Data for this task »

>>

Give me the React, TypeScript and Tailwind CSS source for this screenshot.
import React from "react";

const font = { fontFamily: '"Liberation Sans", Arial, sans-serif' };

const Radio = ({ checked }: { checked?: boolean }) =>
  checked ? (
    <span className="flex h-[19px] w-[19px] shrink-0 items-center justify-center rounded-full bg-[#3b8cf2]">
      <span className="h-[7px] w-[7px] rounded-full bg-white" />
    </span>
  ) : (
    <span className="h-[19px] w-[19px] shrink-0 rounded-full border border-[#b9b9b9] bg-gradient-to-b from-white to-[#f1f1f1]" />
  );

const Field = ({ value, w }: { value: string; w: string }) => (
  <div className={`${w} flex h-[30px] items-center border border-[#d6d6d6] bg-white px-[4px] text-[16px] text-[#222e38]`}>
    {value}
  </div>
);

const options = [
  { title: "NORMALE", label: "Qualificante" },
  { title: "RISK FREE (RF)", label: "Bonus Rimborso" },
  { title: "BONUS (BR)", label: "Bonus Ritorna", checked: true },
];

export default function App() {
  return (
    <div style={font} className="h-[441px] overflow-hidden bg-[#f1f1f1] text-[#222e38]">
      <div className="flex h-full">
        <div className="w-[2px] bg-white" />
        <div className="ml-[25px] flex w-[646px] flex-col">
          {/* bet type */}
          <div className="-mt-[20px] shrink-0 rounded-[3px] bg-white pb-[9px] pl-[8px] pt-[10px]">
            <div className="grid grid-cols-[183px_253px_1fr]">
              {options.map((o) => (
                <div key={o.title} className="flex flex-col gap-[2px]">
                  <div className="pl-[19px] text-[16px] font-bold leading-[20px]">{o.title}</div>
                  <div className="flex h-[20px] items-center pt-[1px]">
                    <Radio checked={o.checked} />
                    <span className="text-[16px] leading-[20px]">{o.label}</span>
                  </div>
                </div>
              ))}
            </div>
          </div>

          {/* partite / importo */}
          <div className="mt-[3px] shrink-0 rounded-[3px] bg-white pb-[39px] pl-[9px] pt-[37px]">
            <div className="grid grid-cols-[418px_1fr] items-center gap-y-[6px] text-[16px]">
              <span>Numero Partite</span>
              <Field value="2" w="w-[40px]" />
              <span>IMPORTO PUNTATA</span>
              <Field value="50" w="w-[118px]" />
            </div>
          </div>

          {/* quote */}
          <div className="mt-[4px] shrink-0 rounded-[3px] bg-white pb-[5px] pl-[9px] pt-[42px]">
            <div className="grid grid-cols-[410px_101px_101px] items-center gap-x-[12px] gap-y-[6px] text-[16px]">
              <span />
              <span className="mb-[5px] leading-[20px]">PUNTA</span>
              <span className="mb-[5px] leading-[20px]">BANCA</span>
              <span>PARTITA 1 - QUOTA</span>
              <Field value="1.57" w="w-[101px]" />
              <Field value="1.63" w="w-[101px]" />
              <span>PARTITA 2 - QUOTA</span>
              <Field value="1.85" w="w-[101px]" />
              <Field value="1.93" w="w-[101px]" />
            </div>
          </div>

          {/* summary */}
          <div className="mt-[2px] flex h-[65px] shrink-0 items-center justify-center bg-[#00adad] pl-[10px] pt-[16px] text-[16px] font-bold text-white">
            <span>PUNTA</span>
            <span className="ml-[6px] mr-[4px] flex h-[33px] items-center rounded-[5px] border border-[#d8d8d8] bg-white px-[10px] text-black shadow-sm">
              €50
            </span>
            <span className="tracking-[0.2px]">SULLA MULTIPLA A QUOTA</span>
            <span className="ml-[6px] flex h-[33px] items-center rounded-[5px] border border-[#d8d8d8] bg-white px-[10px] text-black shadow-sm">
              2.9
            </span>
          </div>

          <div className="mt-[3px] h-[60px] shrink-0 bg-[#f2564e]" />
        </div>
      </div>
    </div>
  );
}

<<
>>

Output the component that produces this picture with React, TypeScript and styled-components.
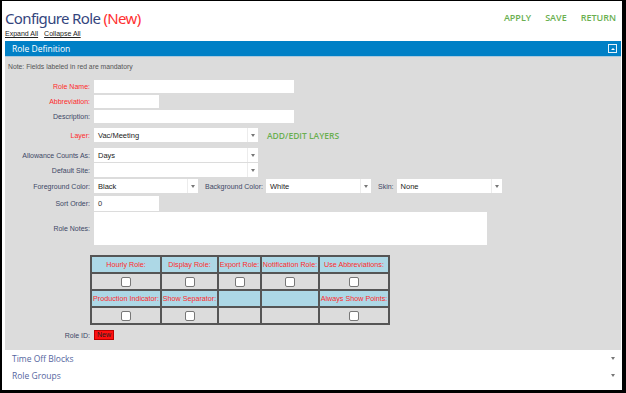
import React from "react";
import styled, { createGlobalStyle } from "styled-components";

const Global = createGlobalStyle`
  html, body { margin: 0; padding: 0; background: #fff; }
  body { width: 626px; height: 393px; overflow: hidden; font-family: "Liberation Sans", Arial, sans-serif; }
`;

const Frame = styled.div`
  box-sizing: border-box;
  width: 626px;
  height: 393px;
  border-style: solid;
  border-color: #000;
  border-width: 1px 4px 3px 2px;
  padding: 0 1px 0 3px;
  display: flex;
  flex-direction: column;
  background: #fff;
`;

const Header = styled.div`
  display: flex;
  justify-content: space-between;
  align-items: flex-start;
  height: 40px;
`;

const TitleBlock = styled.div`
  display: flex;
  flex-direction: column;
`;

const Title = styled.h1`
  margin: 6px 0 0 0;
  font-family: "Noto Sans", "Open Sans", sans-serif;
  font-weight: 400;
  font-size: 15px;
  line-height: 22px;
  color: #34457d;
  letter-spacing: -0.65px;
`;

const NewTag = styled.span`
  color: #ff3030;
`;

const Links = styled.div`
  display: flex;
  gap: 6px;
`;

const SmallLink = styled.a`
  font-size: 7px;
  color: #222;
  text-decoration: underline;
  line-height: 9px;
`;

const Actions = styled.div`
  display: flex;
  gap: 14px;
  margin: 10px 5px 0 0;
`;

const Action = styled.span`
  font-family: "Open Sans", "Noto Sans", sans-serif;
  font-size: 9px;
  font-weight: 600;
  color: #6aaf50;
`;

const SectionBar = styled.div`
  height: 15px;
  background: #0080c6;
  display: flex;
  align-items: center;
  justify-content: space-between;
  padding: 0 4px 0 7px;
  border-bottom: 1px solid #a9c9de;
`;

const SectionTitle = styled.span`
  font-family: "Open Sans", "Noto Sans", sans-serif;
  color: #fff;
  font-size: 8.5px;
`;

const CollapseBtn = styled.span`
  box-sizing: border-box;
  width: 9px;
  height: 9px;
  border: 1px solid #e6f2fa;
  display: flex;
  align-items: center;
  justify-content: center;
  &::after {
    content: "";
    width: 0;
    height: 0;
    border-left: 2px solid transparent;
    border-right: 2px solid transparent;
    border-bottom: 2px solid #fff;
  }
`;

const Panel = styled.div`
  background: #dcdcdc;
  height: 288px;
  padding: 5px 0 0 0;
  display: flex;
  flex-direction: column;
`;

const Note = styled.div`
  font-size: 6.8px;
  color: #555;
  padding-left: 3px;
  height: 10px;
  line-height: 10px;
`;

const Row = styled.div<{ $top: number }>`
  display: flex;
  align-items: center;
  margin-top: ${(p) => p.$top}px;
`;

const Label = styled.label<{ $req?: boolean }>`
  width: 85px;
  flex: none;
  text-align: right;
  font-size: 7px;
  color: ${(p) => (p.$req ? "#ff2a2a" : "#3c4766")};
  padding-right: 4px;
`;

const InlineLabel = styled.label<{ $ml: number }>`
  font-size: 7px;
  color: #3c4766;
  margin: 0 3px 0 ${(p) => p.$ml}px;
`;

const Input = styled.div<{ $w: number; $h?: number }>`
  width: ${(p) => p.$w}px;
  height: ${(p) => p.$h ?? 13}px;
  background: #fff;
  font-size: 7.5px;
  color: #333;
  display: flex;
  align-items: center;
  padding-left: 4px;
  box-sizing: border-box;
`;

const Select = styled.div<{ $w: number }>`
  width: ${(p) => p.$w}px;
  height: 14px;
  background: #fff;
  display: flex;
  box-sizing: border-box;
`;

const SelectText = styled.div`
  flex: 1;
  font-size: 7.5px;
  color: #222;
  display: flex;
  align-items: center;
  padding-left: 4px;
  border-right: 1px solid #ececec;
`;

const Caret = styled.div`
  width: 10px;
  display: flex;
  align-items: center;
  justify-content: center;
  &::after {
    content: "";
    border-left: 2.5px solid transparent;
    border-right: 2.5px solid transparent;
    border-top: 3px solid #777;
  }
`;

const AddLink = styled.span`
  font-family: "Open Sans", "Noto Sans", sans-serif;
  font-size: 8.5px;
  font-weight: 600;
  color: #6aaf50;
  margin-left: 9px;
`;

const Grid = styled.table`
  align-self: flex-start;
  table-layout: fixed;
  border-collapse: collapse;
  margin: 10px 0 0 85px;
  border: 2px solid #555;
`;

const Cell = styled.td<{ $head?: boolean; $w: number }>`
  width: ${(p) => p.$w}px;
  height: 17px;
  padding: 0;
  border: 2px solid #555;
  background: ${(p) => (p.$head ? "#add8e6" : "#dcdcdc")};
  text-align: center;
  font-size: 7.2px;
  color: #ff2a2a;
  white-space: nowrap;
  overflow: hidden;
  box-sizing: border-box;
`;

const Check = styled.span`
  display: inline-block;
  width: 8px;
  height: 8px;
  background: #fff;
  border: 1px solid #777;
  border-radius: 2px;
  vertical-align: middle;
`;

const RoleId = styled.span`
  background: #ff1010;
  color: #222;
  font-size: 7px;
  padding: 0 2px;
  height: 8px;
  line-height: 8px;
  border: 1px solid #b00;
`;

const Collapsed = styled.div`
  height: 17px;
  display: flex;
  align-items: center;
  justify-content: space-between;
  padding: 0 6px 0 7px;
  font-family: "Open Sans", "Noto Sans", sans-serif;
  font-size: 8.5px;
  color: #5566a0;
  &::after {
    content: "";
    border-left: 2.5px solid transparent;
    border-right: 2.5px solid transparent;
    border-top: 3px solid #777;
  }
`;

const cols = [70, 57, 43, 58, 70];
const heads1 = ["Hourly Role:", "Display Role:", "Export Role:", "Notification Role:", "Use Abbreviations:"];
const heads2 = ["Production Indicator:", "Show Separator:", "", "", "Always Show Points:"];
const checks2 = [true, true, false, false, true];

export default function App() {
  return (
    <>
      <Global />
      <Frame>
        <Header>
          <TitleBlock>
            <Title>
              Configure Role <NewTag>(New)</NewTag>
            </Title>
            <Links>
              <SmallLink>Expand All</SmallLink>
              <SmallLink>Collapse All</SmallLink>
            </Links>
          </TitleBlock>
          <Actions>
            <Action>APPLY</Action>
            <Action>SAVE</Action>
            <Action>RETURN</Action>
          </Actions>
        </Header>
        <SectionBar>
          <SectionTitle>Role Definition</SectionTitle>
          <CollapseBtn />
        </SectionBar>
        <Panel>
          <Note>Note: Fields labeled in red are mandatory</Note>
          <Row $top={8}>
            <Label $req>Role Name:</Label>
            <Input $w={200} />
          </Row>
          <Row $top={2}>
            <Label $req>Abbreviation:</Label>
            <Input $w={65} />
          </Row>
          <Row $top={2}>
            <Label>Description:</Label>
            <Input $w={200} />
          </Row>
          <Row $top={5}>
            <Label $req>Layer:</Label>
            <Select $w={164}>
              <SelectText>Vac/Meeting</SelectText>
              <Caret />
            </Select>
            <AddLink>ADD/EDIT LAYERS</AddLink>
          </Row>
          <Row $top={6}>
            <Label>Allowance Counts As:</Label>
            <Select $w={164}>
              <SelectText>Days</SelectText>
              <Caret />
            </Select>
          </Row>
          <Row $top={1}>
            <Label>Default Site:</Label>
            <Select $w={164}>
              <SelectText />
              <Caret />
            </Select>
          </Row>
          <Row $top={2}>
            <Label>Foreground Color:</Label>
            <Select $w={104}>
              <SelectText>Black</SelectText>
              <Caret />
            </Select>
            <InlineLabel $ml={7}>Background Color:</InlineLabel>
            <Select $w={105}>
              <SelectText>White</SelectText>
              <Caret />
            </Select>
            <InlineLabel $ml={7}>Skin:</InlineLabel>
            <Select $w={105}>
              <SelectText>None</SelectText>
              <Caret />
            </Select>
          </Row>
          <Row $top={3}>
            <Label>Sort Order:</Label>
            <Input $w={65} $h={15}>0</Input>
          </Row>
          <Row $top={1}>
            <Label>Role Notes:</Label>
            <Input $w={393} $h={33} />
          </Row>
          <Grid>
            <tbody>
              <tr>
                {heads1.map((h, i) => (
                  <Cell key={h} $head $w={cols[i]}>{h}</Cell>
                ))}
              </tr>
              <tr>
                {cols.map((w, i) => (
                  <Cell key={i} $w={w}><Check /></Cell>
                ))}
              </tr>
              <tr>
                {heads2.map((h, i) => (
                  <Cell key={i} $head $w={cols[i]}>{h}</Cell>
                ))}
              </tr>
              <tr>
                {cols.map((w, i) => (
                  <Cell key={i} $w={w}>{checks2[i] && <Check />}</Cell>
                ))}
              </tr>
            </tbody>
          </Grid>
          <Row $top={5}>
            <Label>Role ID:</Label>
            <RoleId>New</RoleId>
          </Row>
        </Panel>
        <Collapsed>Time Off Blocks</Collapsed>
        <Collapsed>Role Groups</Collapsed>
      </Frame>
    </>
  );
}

<<
>>

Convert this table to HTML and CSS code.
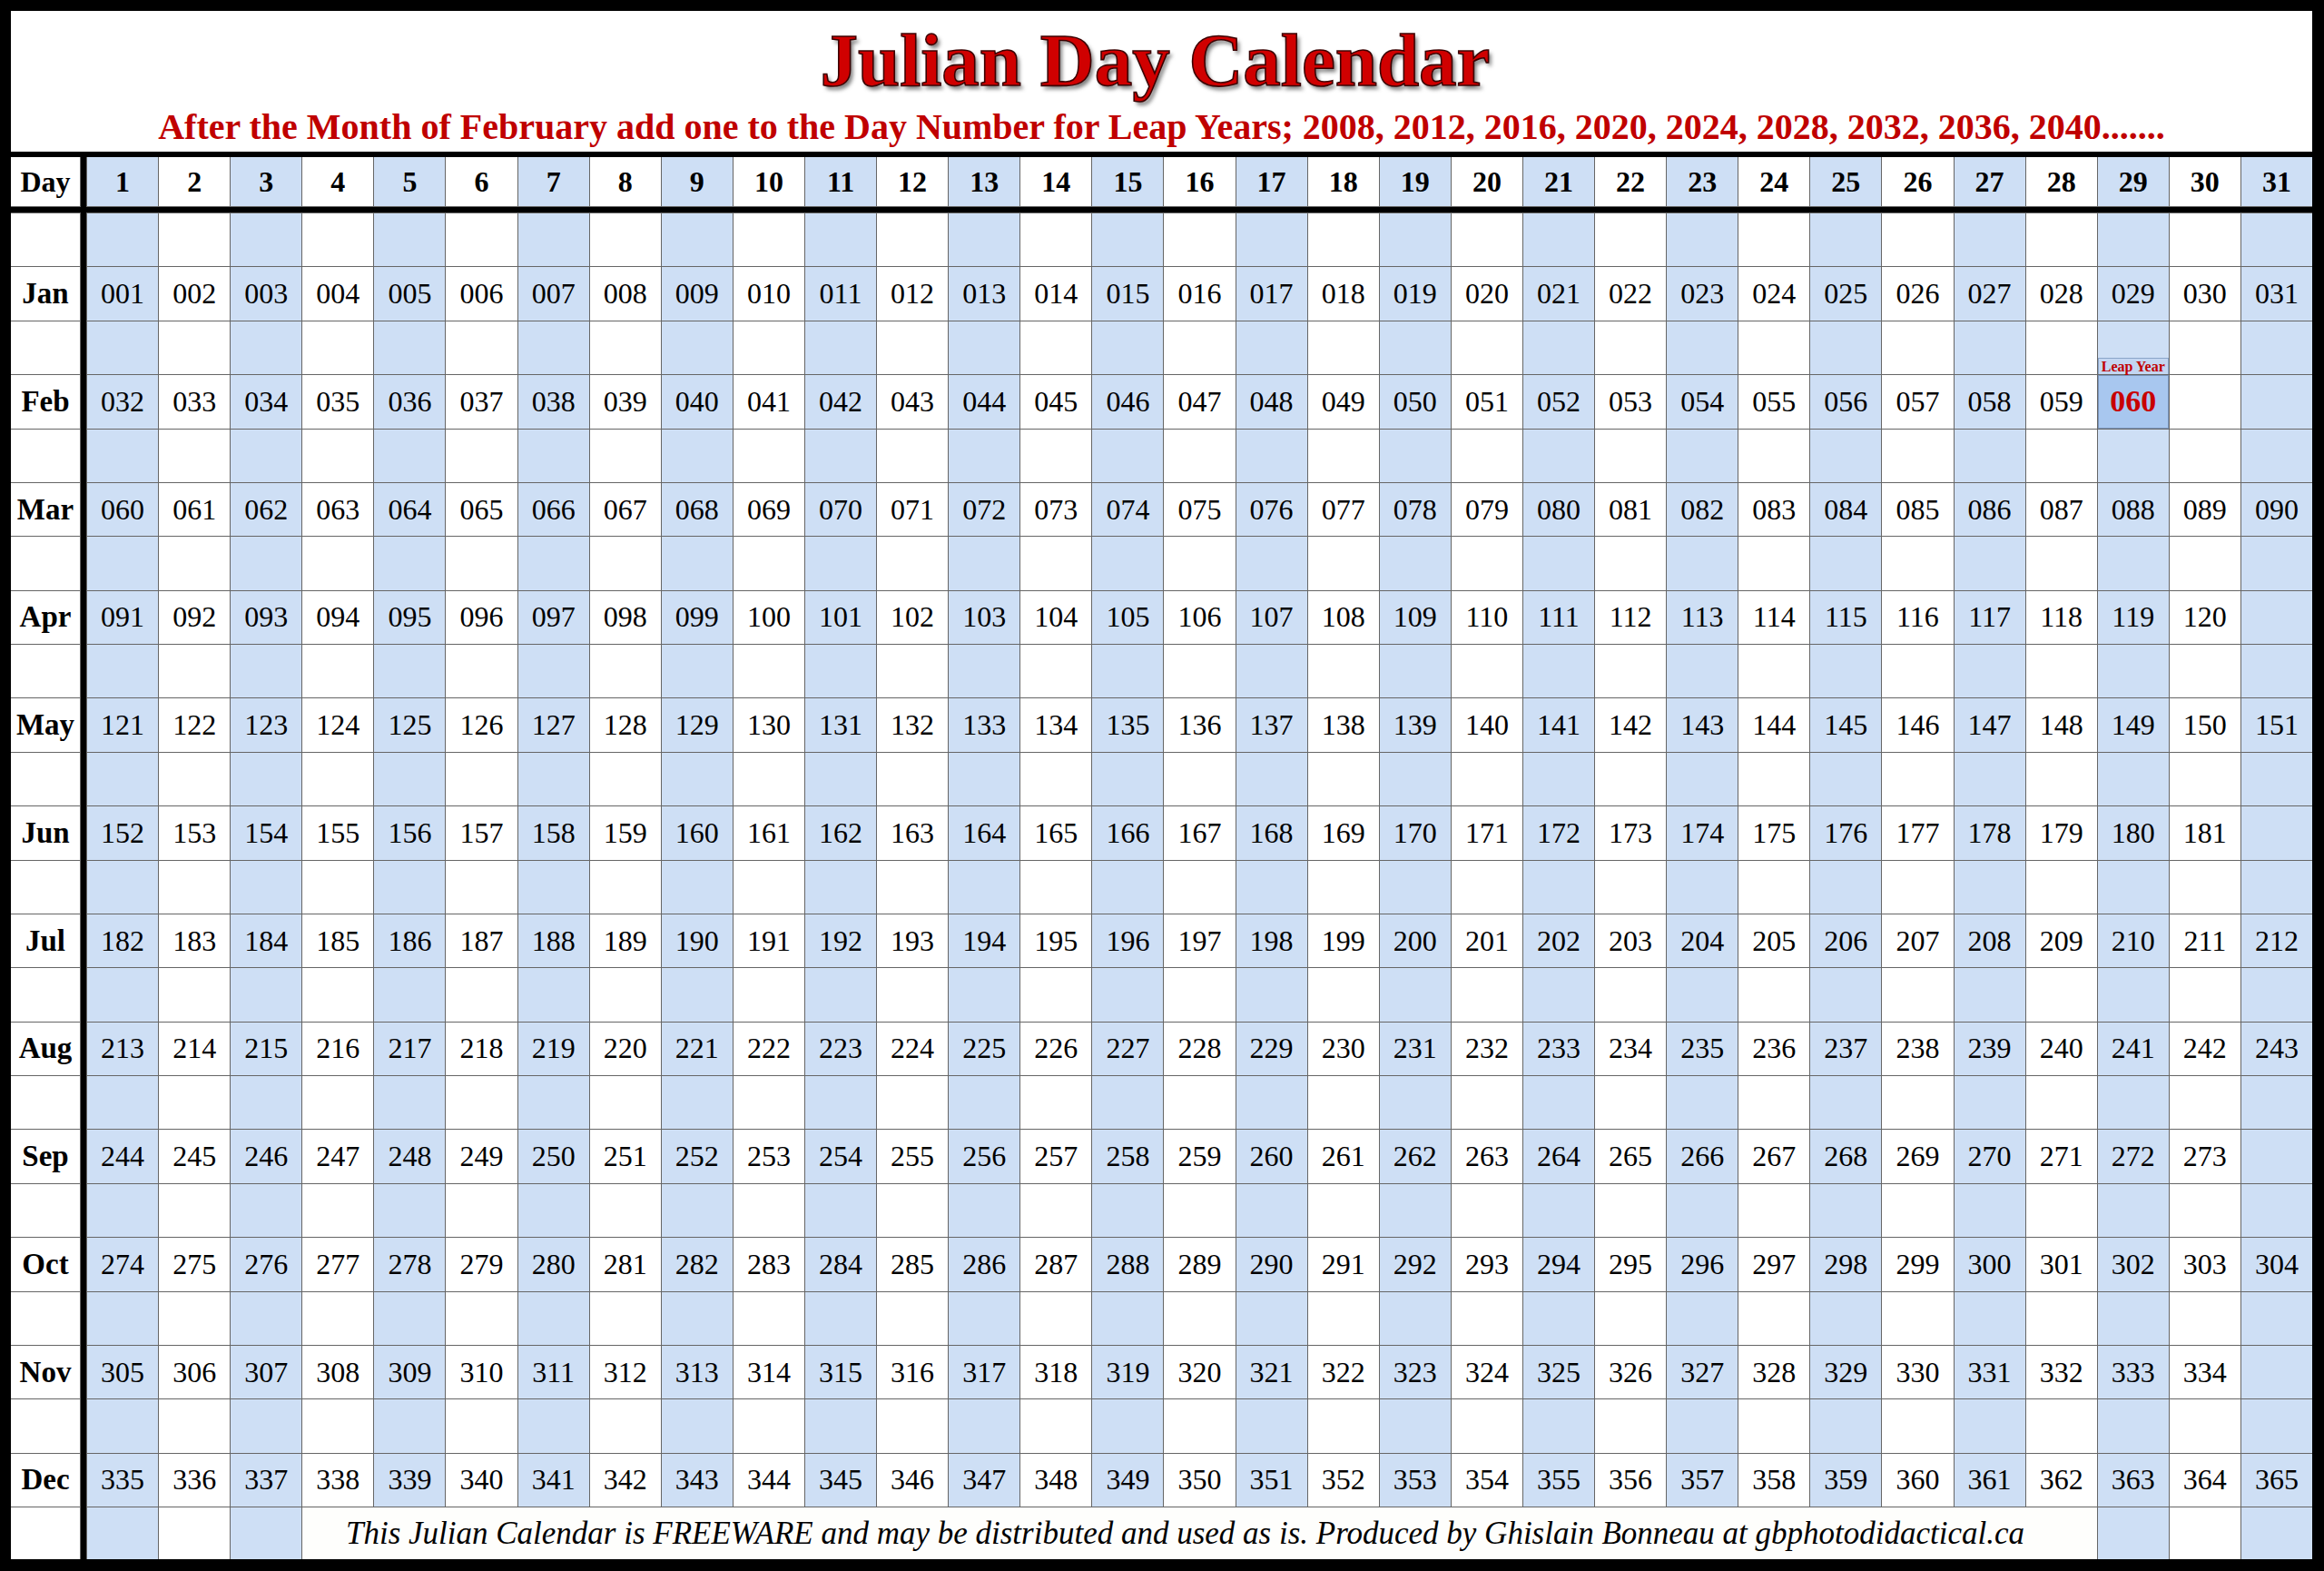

<<

What is expected » Filter lines by "components" and return each hit.

The output »
Output the component that produces this picture with React, TypeScript and styled-components.
import styled, { createGlobalStyle } from "styled-components";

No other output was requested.